**PROVIDED MATERIAL**
-=-=-
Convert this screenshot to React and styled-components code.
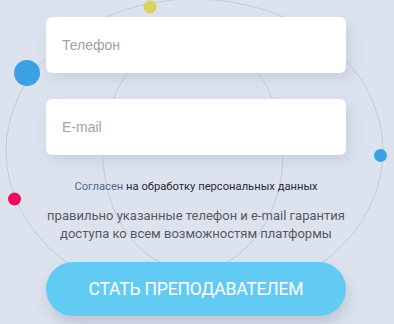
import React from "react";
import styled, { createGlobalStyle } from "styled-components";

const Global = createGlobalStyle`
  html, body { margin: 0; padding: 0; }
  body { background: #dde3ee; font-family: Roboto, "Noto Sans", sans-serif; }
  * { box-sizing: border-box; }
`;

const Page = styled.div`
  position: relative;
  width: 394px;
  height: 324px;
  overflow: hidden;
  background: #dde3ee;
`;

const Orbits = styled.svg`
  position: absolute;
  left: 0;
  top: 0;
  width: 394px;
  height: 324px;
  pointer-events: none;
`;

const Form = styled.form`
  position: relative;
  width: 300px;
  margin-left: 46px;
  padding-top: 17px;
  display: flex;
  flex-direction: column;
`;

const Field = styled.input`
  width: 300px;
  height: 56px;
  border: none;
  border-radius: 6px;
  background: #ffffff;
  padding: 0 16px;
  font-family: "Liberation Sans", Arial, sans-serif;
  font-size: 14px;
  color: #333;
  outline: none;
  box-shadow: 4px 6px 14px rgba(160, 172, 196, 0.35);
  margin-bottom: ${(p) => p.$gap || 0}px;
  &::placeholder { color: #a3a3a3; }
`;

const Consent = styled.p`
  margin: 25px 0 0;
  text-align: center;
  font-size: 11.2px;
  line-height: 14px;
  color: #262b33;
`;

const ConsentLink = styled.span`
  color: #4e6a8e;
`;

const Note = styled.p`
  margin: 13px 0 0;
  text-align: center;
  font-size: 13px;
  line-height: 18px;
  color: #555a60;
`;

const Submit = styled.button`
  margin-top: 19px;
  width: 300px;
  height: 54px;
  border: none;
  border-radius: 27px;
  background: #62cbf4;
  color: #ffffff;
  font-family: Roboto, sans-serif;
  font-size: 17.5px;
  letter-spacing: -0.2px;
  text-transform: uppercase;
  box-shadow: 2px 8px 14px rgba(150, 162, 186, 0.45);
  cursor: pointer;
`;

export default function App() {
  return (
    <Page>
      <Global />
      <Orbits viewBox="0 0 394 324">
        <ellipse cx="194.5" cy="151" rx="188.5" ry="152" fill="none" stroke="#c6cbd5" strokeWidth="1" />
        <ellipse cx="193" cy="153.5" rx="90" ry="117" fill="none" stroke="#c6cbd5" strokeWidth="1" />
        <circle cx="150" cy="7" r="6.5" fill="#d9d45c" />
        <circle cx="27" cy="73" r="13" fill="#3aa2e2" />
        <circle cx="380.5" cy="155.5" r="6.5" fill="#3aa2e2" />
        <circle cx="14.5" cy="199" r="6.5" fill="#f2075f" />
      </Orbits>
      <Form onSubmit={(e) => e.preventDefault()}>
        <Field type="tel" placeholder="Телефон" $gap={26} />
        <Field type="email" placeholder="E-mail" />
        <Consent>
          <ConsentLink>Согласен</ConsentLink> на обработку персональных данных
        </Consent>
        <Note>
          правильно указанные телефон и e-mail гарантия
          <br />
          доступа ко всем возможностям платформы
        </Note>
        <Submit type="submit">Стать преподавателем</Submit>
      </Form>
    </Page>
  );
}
-=-=-
**TASK TO CARRY OUT**
Pick out all lines from the data above in which the word "components" appears.

**ANSWER TO THIS TASK**
Convert this screenshot to React and styled-components code.
import styled, { createGlobalStyle } from "styled-components";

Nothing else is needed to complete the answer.